(Your objective): Pictures stay out of this copy; please retype only the lines from the start of the records through the line with "cells: string): Strip".

[Entries with page source code]
● ● ● ● ●

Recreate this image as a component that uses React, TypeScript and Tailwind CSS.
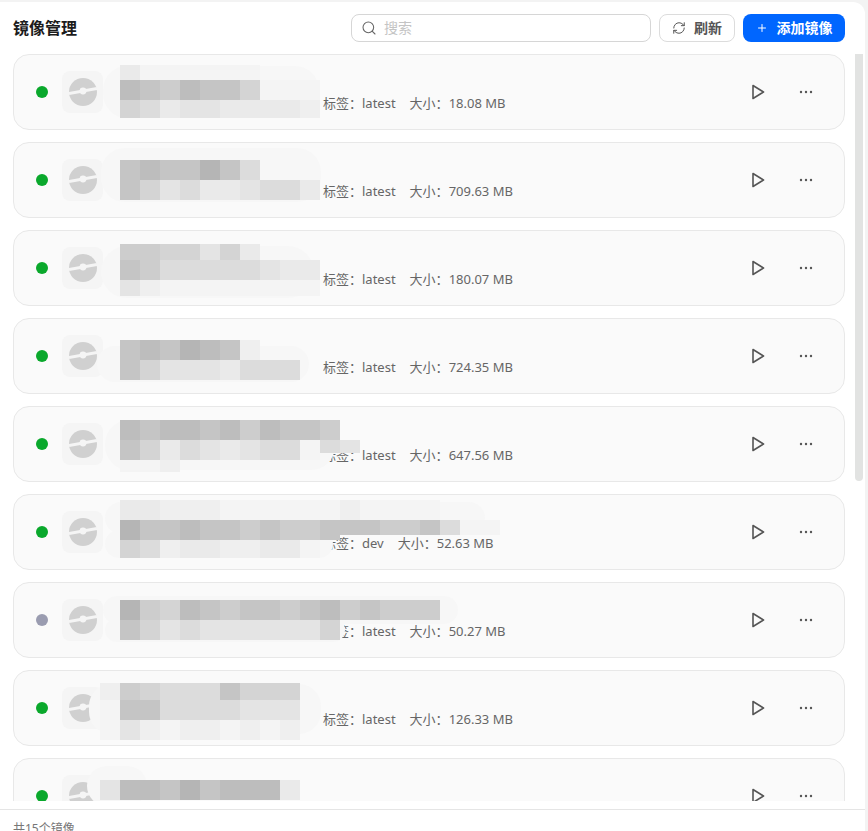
import { Plus, RefreshCw, Search } from 'lucide-react';

const FONT = 'font-["Noto_Sans","Noto_Sans_CJK_SC",sans-serif]';

// mosaic shades, one letter per 20px block
const SHADE: Record<string, string> = {
  a: 'bg-[#b5b5b5]',
  b: 'bg-[#bdbdbd]',
  c: 'bg-[#c5c5c5]',
  d: 'bg-[#cdcdcd]',
  e: 'bg-[#d4d4d4]',
  f: 'bg-[#dcdcdc]',
  g: 'bg-[#e4e4e4]',
  h: 'bg-[#eaeaea]',
  i: 'bg-[#efefef]',
  j: 'bg-[#f4f4f4]',
};

type Strip = { h: string; top: string; left: string; cells: string };

type Row = {
  tag?: string;
  size?: string;
  off?: boolean;
  smudges: string[];
  strips: Strip[];
};

const strip = (top: string, left: string, h: string, cells: string): Strip => ({ top, left, h, cells });

const ROWS: Row[] = [
  {
    tag: 'latest', size: '18.08 MB',
    smudges: ['left-[89px] top-[11px] w-[216px] h-[52px] rounded-[24px]'],
    strips: [
      strip('top-[10px]', 'left-[106px]', 'h-[15px]', 'hjjjjjj'),
      strip('top-[25px]', 'left-[106px]', 'h-5', 'bcdbccejjj'),
      strip('top-[45px]', 'left-[106px]', 'h-[18px]', 'efhgghhhhi'),
    ],
  },
  {
    tag: 'latest', size: '709.63 MB',
    smudges: ['left-[87px] top-[5px] w-[220px] h-[54px] rounded-[24px]'],
    strips: [
      strip('top-[17px]', 'left-[106px]', 'h-5', 'cbccacf'),
      strip('top-[37px]', 'left-[106px]', 'h-5', 'cegfhhgffh'),
    ],
  },
  {
    tag: 'latest', size: '180.07 MB',
    smudges: ['left-[87px] top-[15px] w-[213px] h-[52px] rounded-[26px]'],
    strips: [
      strip('top-[13px]', 'left-[106px]', 'h-4', 'ddeegeh'),
      strip('top-[29px]', 'left-[106px]', 'h-5', 'cdfffffghh'),
      strip('top-[49px]', 'left-[106px]', 'h-[16px]', 'gijjjjjjjj'),
    ],
  },
  {
    tag: 'latest', size: '724.35 MB',
    smudges: ['left-[83px] top-[27px] w-[212px] h-[36px] rounded-[18px]'],
    strips: [
      strip('top-[21px]', 'left-[106px]', 'h-5', 'cbcabci'),
      strip('top-[41px]', 'left-[106px]', 'h-5', 'ceggghfff'),
    ],
  },
  {
    tag: 'latest', size: '647.56 MB',
    smudges: ['left-[91px] top-[13px] w-[230px] h-[50px] rounded-[24px]'],
    strips: [
      strip('top-[13px]', 'left-[106px]', 'h-5', 'bcbbcbdbccd'),
      strip('top-[33px]', 'left-[106px]', 'h-5', 'cehfghgffj'),
      strip('top-[33px]', 'left-[306px]', 'h-[13px]', 'fg'),
      strip('top-[53px]', 'left-[106px]', 'h-[12px]', 'jji'),
    ],
  },
  {
    tag: 'dev', size: '52.63 MB',
    smudges: [
      'left-[91px] top-[7px] w-[380px] h-[32px] rounded-[16px]',
      'left-[91px] top-[35px] w-[228px] h-[28px] rounded-[14px]',
    ],
    strips: [
      strip('top-[5px]', 'left-[106px]', 'h-5', 'hhiiijjjjjjijjjj'),
      strip('top-[25px]', 'left-[106px]', 'h-5', 'accbccdcddc'),
      strip('top-[25px]', 'left-[326px]', 'h-[15px]', 'ccddcfjj'),
      strip('top-[45px]', 'left-[106px]', 'h-[18px]', 'efihhiihhj'),
    ],
  },
  {
    tag: 'latest', size: '50.27 MB', off: true,
    smudges: [
      'left-[89px] top-[13px] w-[355px] h-[28px] rounded-[14px]',
      'left-[91px] top-[35px] w-[240px] h-[24px] rounded-[12px]',
    ],
    strips: [
      strip('top-[17px]', 'left-[106px]', 'h-5', 'adebcdccdcbdcddd'),
      strip('top-[37px]', 'left-[106px]', 'h-5', 'cegfgggggge'),
    ],
  },
  {
    tag: 'latest', size: '126.33 MB',
    smudges: ['left-[75px] top-[13px] w-[232px] h-[50px] rounded-[22px]'],
    strips: [
      strip('top-[12px]', 'left-[86px]', 'h-[17px]', 'idefffceee'),
      strip('top-[29px]', 'left-[86px]', 'h-5', 'jccffffggg'),
      strip('top-[49px]', 'left-[86px]', 'h-5', 'jgijiijiji'),
    ],
  },
  {
    smudges: ['left-[73px] top-[7px] w-[60px] h-[40px] rounded-[24px]'],
    strips: [strip('top-[21px]', 'left-[86px]', 'h-5', 'gbbcacbbbh')],
  },
];

function Disc() {
  return (
    <svg width="28" height="28" viewBox="0 0 28 28">
      <circle cx="14" cy="14" r="14" fill="#d0d0d0" />
      <path d="M0 15.5 28 10.5" stroke="#f5f5f5" strokeWidth="2.8" />
      <circle cx="14" cy="13" r="3.4" fill="#f5f5f5" />
    </svg>
  );
}

function PlayIcon() {
  return (
    <svg width="14" height="16" viewBox="0 0 14 16" fill="none" stroke="#555" strokeWidth="1.6" strokeLinejoin="round">
      <path d="M2 1.5 12.5 8 2 14.5Z" />
    </svg>
  );
}

function DotsIcon() {
  return (
    <svg width="14" height="4" viewBox="0 0 14 4" fill="#555">
      <circle cx="2" cy="2" r="1.2" />
      <circle cx="7" cy="2" r="1.2" />
      <circle cx="12" cy="2" r="1.2" />
    </svg>
  );
}

function ImageCard({ row }: { row: Row }) {
  return (
    <div className="relative flex h-[76px] shrink-0 items-center rounded-2xl border border-[#e8e8e8] bg-[#fafafa] pl-[22px] pr-[31px]">
      <span className={`h-3 w-3 rounded-full ${row.off ? 'bg-[#9a9cb0]' : 'bg-[#0aa82c]'}`} />
      <div className="ml-[14px] flex h-[42px] w-[41px] items-center justify-center rounded-lg bg-[#f5f5f5]">
        <Disc />
      </div>
      <div className="ml-[220px] mt-6 flex flex-1 gap-[14px] text-[13px] text-[#666]">
        {row.tag && <span>标签：{row.tag}</span>}
        {row.size && <span>大小：{row.size}</span>}
      </div>
      <div className="flex items-center gap-[34px]">
        <PlayIcon />
        <DotsIcon />
      </div>
      {/* pixelated cover over the image name */}
      {row.smudges.map((cls, i) => (
        <div key={i} className={`absolute bg-[#f7f7f7] ${cls}`} />
      ))}
      {row.strips.map((s, i) => (
        <div key={i} className={`absolute flex ${s.top} ${s.left}`}>
          {s.cells.split('').map((c, j) => (
            <div key={j} className={`w-5 ${s.h} ${SHADE[c]}`} />
          ))}
        </div>
      ))}
    </div>
  );
}

export default function App() {
  return (
    <div className={`flex h-[831px] w-[868px] flex-col overflow-hidden bg-[#f3f3f3] pt-[2px] pr-[3px] ${FONT}`}>
      <div className="flex min-h-0 flex-1 flex-col rounded-tr-xl bg-white">
        <header className="flex h-[52px] shrink-0 items-start pl-[13px] pr-[20px] pt-[12px]">
          <h1 className="flex h-7 items-center text-base font-bold text-[#1c1c1c]">镜像管理</h1>
          <div className="ml-auto flex h-7 gap-2">
            <div className="flex w-[300px] items-center gap-[7px] rounded-lg border border-[#d6d6d6] bg-white pl-[9px]">
              <Search size={16} strokeWidth={1.6} className="text-[#666]" />
              <span className="text-sm text-[#c4c4c4]">搜索</span>
            </div>
            <button className="flex w-[76px] items-center justify-center gap-2 rounded-lg border border-[#dcdcdc] bg-white text-sm font-bold text-[#555]">
              <RefreshCw size={14} strokeWidth={1.7} />
              刷新
            </button>
            <button className="flex w-[102px] items-center justify-center gap-[9px] rounded-lg bg-[#0066ff] text-sm font-bold text-white">
              <Plus size={12} strokeWidth={2} />
              添加镜像
            </button>
          </div>
        </header>
        <div className="flex min-h-0 flex-1 items-start pl-[13px]">
          <div className="flex h-[747px] w-[832px] flex-col gap-3 overflow-hidden">
            {ROWS.map((row, i) => (
              <ImageCard key={i} row={row} />
            ))}
          </div>
          <div className="ml-[10px] h-[427px] w-2 rounded-b-full rounded-t-md bg-[#e2e3e2]" />
        </div>
        <footer className="h-[22px] shrink-0 border-t border-[#e5e5e5] pl-[13px] pt-[9px] text-xs leading-5 text-[#777]">
          共15个镜像
        </footer>
      </div>
    </div>
  );
}
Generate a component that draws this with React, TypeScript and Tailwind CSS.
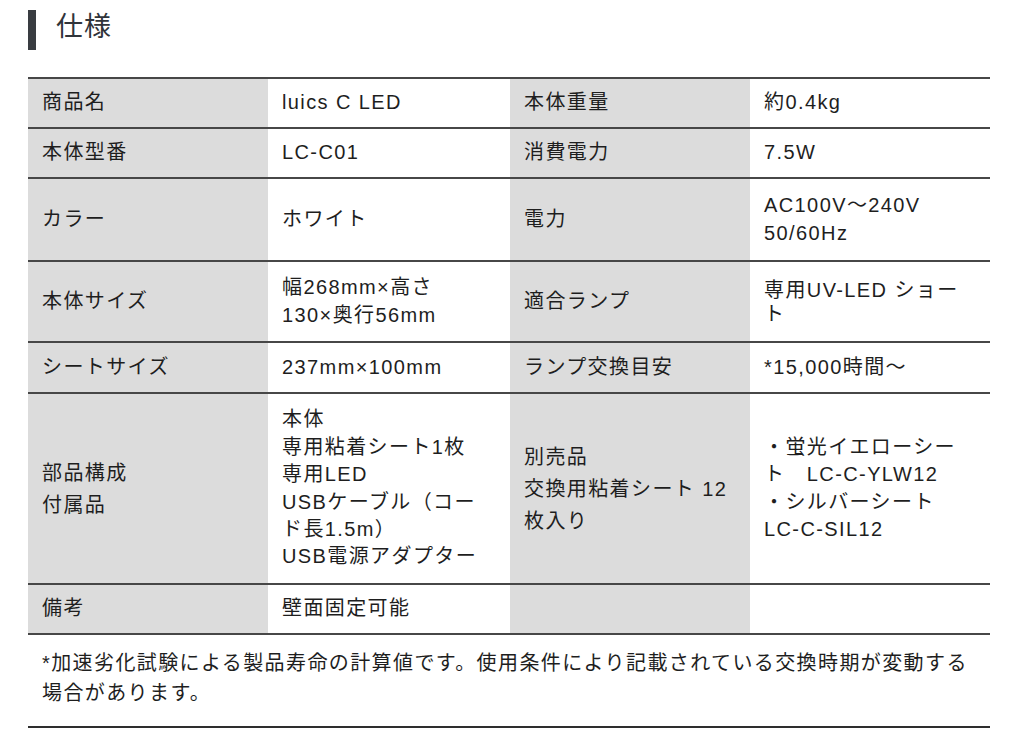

● ● ● ● ●

(Solution):
Recreate this image as a component that uses React, TypeScript and Tailwind CSS.
import { Plus, RefreshCw, Search } from 'lucide-react';

const FONT = 'font-["Noto_Sans","Noto_Sans_CJK_SC",sans-serif]';

// mosaic shades, one letter per 20px block
const SHADE: Record<string, string> = {
  a: 'bg-[#b5b5b5]',
  b: 'bg-[#bdbdbd]',
  c: 'bg-[#c5c5c5]',
  d: 'bg-[#cdcdcd]',
  e: 'bg-[#d4d4d4]',
  f: 'bg-[#dcdcdc]',
  g: 'bg-[#e4e4e4]',
  h: 'bg-[#eaeaea]',
  i: 'bg-[#efefef]',
  j: 'bg-[#f4f4f4]',
};

type Strip = { h: string; top: string; left: string; cells: string };

type Row = {
  tag?: string;
  size?: string;
  off?: boolean;
  smudges: string[];
  strips: Strip[];
};

const strip = (top: string, left: string, h: string, cells: string): Strip => ({ top, left, h, cells });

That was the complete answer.